Even though growth had picked up, rates of expansion were still well below what is necessary to make sure the economies of the region could catch up with their more advanced neighbours.“The new normal is a much lower growth rate”, Le Houérou said.
World Bank Vice President Laura Tuck told the conference that this drive towards economic convergence had to carry on and she pointed specifically to the problem of continued high unemployment in the JIAP countries. The World Bank was placing a high priority on job creation – looking at both the demand and supply sides, she said.
The EIB’s Vice President Wilhelm Molterer said it was clear the regions problems were not yet over. Some sectors continued to be extremely vulnerable. Western banks were continuing to deleverage and to restructure in the region.
“We are facing a situation which – to put it mildly – is not easy.” The three banks would make the best use of their capacities as they cooperated together in the future, he said.
Gross financial inflows under the JIAP accounted for about 6 percent of annual investment into Central and South Eastern Europe, and were equivalent to about 1.5 per cent of the region’s total Gross Domestic Product.

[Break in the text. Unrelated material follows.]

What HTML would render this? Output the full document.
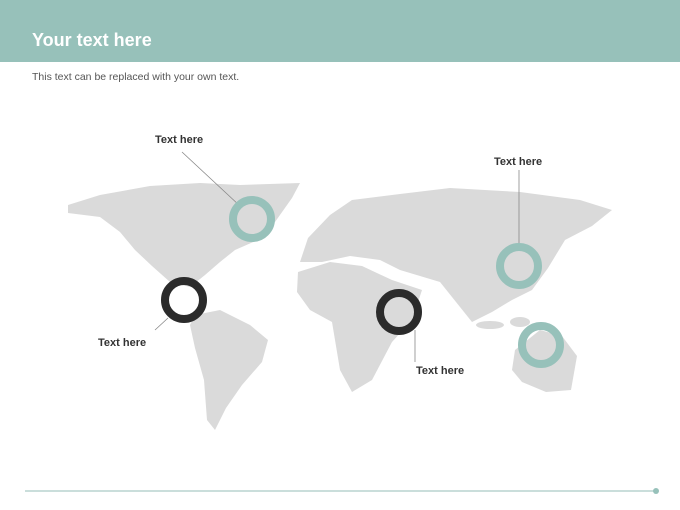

Up to a third of the financing went to funding local commercial banks, allowing them to maintain their provision of credit to small- and medium-size enterprises, and supporting a rebalancing of the local banking sector.
Another third of JIAP assistance went to strengthening the region’s infrastructure, particularly for transport, energy, and communications, and helping to integrate the countries into Trans European Networks.
JIAP also financed investments to raise energy efficiency and help develop and promote the use of renewables, reducing the impact of climate change. Other projects strengthened the capital positions of banks; promoted the development of local capital markets; and improved the productivity, innovation, and export orientation of firms in the region.
The seventeen countries benefitting from the initiative consist of certain European Union member states (Bulgaria, Croatia, Czech Republic, Estonia, Hungary, Latvia, Lithuania, Poland, Romania, Slovakia and Slovenia) and EU candidate and potential candidate countries in the West Balkans (Albania, Bosnia and Herzegovina, Kosovo, FYR Macedonia, Montenegro and Serbia).